As at Malibu, Platinum comics typically begin with a writer-driven concept, to which Nordling connects an appropriate artist. A common refrain in Nordling’s descriptions of the kind of art needed for a given title is “a very realistic and grounded style.” Another, more consistent, requirement that Nordling applies in his search for usable comics concepts is that they must be comics proposals and not movie proposals. But the idea of a self-contained romantic comedy drawn in a realistic and grounded style begins to seem so cinema-targeted that one might wonder why Platinum even bothers with the comic books.

The likely answer is that comic books have a powerful cachet in Hollywood these days. It is the thing that sets Platinum apart from the thousands of other pitch-meisters in Tinseltown. As much as Rosenberg says he loves and is serious about producing comic books, Hollywood is the destination that he never loses sight of, and a comic-book line, even a nominal one, is his best stepping stone to green-lit movies. Rosenberg objects, though, to the idea that he is jumping on a bandwagon or exploiting a fad. Asked if comic-book origins made a pitch more saleable in today’s Hollywood, he told the Journal, “For some execs, yes — and I wish it were always the case — but after we’re about 30 seconds into a pitch, the exec really just cares about the story, the take and our plans. Bringing financing in is more helpful than whether or not the property is based on a comic.”

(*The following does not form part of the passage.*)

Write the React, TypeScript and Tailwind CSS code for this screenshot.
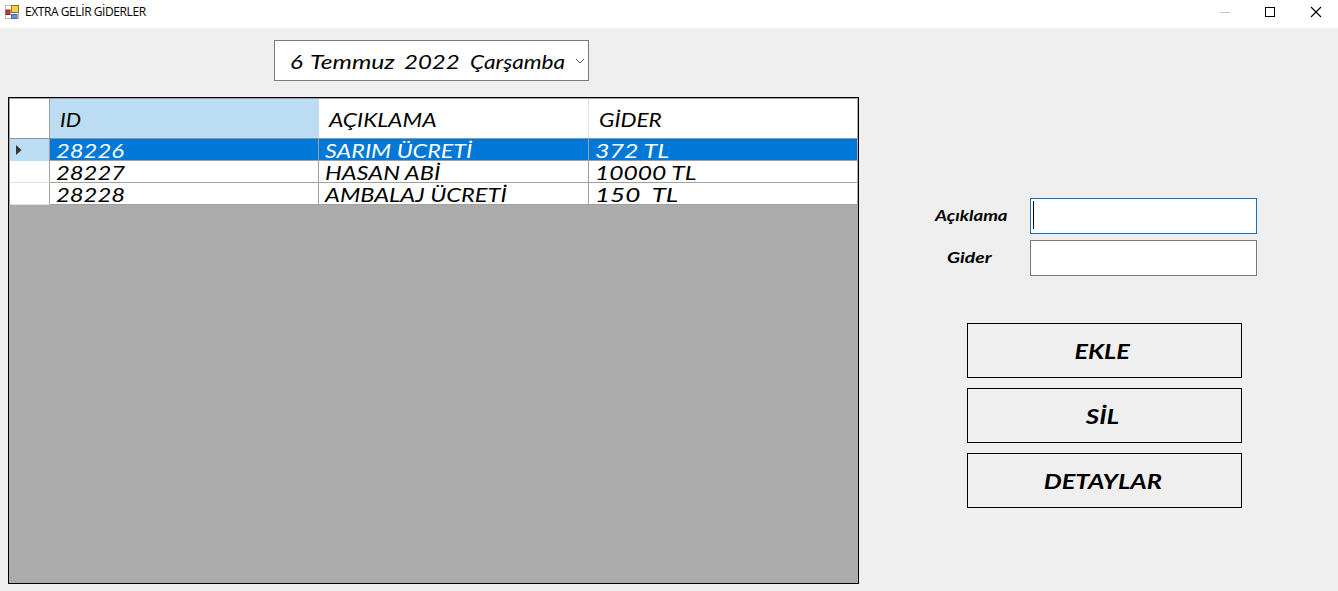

One has to assume, though, that a proposal for a comics-based movie from the man who made many people rich with the comics-based Men in Black has a distinct advantage in attracting financing. And even if the project’s comic-book pedigree is only good for 30 seconds in an exec’s office, that can be a lifetime when compared to the cold shoulder typically turned to the multitudes of would-be dealmakers without such credentials. Still, Rosenberg is no doubt right to take offense at any hint of Johnny-come-lately opportunism. Even if there is a comic-book bandwagon in Hollywood, Rosenberg was there from day one, building it with his bare hands.

In any case, he said, “there are several reasons we prefer to start with comic, instead of film pitches, treatments or scripts. First, all the other production companies have access to the same talent pool in Hollywood. We’re outside of that box, and the studios know it. They also know we have access to a tremendous library of properties, which is growing daily, and they know we understand how to tailor these properties to the needs of film and television. In short, we’ve carved out our own unique niche in Hollywood, and we like that niche just fine. But comic books have been popular in Hollywood for 60 years. They’ve been used forever. It’s true that merchandising became popular not that many years ago, so that may have helped propel comic books [in recent years.]”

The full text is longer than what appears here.